授業開き「地球の歴史」で社会科好きに
寄稿したエッセーです。
4月。教師と子どもたちが出会い,新学年での授業が始まる月である。
1年間の授業の中でも最初の1時間目は特別である。
授業開きで「この教科はおもしろい!」というように興味をもたせたいと教師は考える。子どもたちも新学年で学習意欲も高いから,なおさらである。
6年生の担任の時,社会科の授業開きで「地球の歴史」という授業を行った。
「地球の歴史は46億年と言われています」と話して,廊下に46mの巻尺を置く。教室5つ分の長さだ。
「このうち人類の歴史はどこからスタートしているでしょうか」と子どもたちに聞き,予想した場所に立たせる。子どもたちは真ん中や「もう少しあとかな」と残り5~10mのところ等に予想して立つ。

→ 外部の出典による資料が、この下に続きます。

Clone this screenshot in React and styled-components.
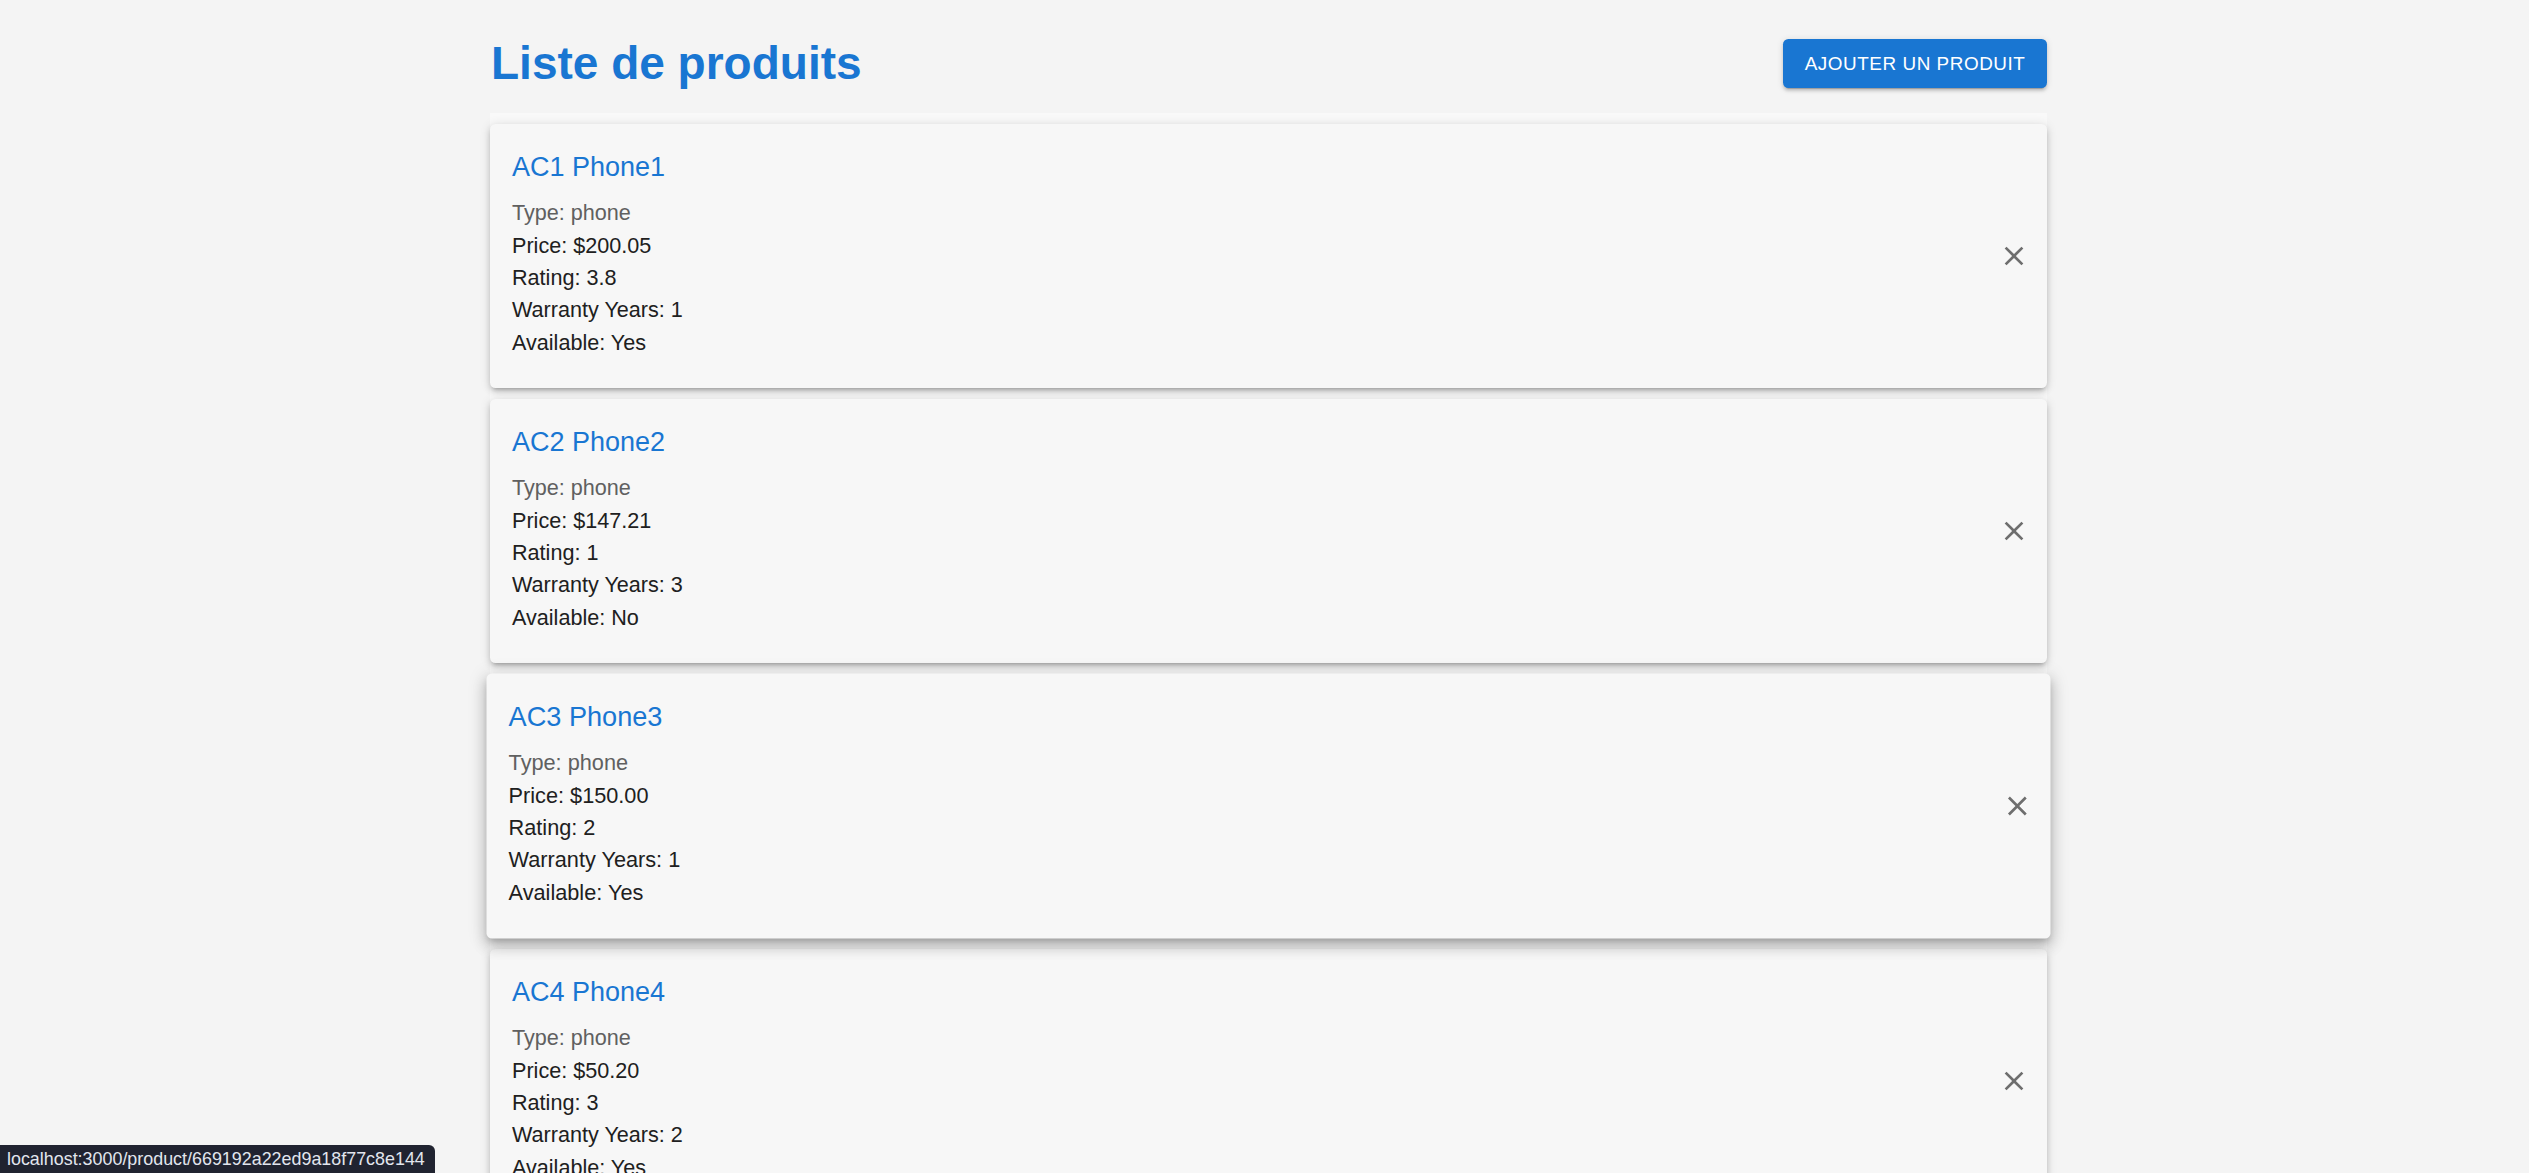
import React from 'react'
import styled, { createGlobalStyle } from 'styled-components'

const GlobalStyle = createGlobalStyle`
    body {
        margin: 0;
        background: #f4f4f4;
        font-family: "Liberation Sans", Arial, sans-serif;
    }
`

const Page = styled.div`
    min-height: 100vh;
    padding-left: 8px;
    box-sizing: border-box;
`

const Container = styled.div`
    width: 1557px;
    margin: 0 auto;
`

const Header = styled.div`
    display: flex;
    justify-content: space-between;
    align-items: center;
    height: 49px;
    padding-top: 39px;
`

const Title = styled.h1`
    margin: 0 0 0 1px;
    font-size: 46px;
    font-weight: 700;
    line-height: 56.7px;
    color: #1976d2;
`

const AddButton = styled.button`
    height: 49px;
    padding: 0 21.6px;
    border: none;
    border-radius: 5.4px;
    background: #1976d2;
    color: #ffffff;
    font-family: "Liberation Sans", Arial, sans-serif;
    font-size: 18.9px;
    font-weight: 500;
    letter-spacing: 0.54px;
    text-transform: uppercase;
    box-shadow: 0 4px 1px -3px rgba(0,0,0,0.2), 0 3px 3px 0 rgba(0,0,0,0.14), 0 1px 7px 0 rgba(0,0,0,0.12);
    cursor: pointer;
`

const List = styled.div`
    margin-top: 25px;
    padding-top: 11px;
    background: #f9f9f9;
`

const Card = styled.div`
    display: flex;
    align-items: center;
    height: 264px;
    box-sizing: border-box;
    margin-bottom: 11px;
    padding: 0 17px 0 22px;
    background: #f7f7f7;
    border-radius: 5.4px;
    box-shadow: ${p => p.$hovered
        ? '0 5px 7px -3px rgba(0,0,0,0.22), 0 8px 14px 1px rgba(0,0,0,0.14), 0 3px 18px 2px rgba(0,0,0,0.12)'
        : '0 4px 4px -3px rgba(0,0,0,0.25), 0 4px 6px 0 rgba(0,0,0,0.14), 0 1px 11px 0 rgba(0,0,0,0.12)'};
    transform: ${p => p.$hovered ? 'scale(1.0045)' : 'none'};
`

const CardBody = styled.div`
    flex: 1;
    align-self: stretch;
    padding-top: 22px;
`

const Name = styled.div`
    font-size: 27px;
    line-height: 43.2px;
    color: #1976d2;
    margin-bottom: 8px;
`

const Line = styled.div`
    font-size: 21.6px;
    line-height: 32.4px;
    color: ${p => p.$muted ? '#606060' : '#202020'};
`

const CloseButton = styled.button`
    display: flex;
    align-items: center;
    justify-content: center;
    width: 32px;
    height: 32px;
    padding: 0;
    border: none;
    background: transparent;
    color: #6e6e6e;
    cursor: pointer;
`

const StatusBar = styled.div`
    position: fixed;
    left: 0;
    bottom: 0;
    height: 28px;
    padding: 0 10px 0 7px;
    display: flex;
    align-items: center;
    background: #202330;
    border-top-right-radius: 6px;
    color: #e2e6ee;
    font-family: "Liberation Sans", Arial, sans-serif;
    font-size: 17.9px;
`

const products = [
    { code: 'AC1', name: 'Phone1', type: 'phone', price: '200.05', rating: '3.8', warranty: 1, available: true },
    { code: 'AC2', name: 'Phone2', type: 'phone', price: '147.21', rating: '1', warranty: 3, available: false },
    { code: 'AC3', name: 'Phone3', type: 'phone', price: '150.00', rating: '2', warranty: 1, available: true },
    { code: 'AC4', name: 'Phone4', type: 'phone', price: '50.20', rating: '3', warranty: 2, available: true },
]

const CloseIcon = () => (
    <svg width="32" height="32" viewBox="0 0 24 24" fill="currentColor">
        <path d="M19 6.41 17.59 5 12 10.59 6.41 5 5 6.41 10.59 12 5 17.59 6.41 19 12 13.41 17.59 19 19 17.59 13.41 12z" />
    </svg>
)

const App = () => {
    return (
        <>
            <GlobalStyle />
            <Page>
                <Container>
                    <Header>
                        <Title>Liste de produits</Title>
                        <AddButton>Ajouter un produit</AddButton>
                    </Header>
                    <List>
                        {products.map((p, i) => (
                            <Card key={p.code} $hovered={i === 2}>
                                <CardBody>
                                    <Name>{p.code} {p.name}</Name>
                                    <Line $muted>Type: {p.type}</Line>
                                    <Line>Price: ${p.price}</Line>
                                    <Line>Rating: {p.rating}</Line>
                                    <Line>Warranty Years: {p.warranty}</Line>
                                    <Line>Available: {p.available ? 'Yes' : 'No'}</Line>
                                </CardBody>
                                <CloseButton><CloseIcon /></CloseButton>
                            </Card>
                        ))}
                    </List>
                </Container>
            </Page>
            <StatusBar>localhost:3000/product/669192a22ed9a18f77c8e144</StatusBar>
        </>
    )
}

export default App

「答えはここです」と言って、スタートから歩き始める。途中で止まり、「ここでようやくアメーバのような生き物が誕生しました(10m)」というよう説明を何カ所か加える。子どもたちが立っている位置を過ぎるたびに「えっ、そんなに最近なの!」という声が出てくる。
人類誕生の答えはゴール寸前のわずか4~5cmである。46mの長さからするとほんのわずかだ。予想よりはるかに短い答えに「エー!」という答えが自然に出てくる。
子どもたちは改めて地球の歴史の長さに驚いていた。
「6年生になって初めての社会はとても楽しかった。地球の歴史に比べたら,人類の歴史は本当に短い!これからの学習が楽しみ。」といった感想が続々と出てきた。
「授業開きに歴史に興味をもってほしい」と行ったこの授業は,子どもたちの印象に強く残ったようだった。その後の学習に興味をもって取り組んだのは言うまでもない。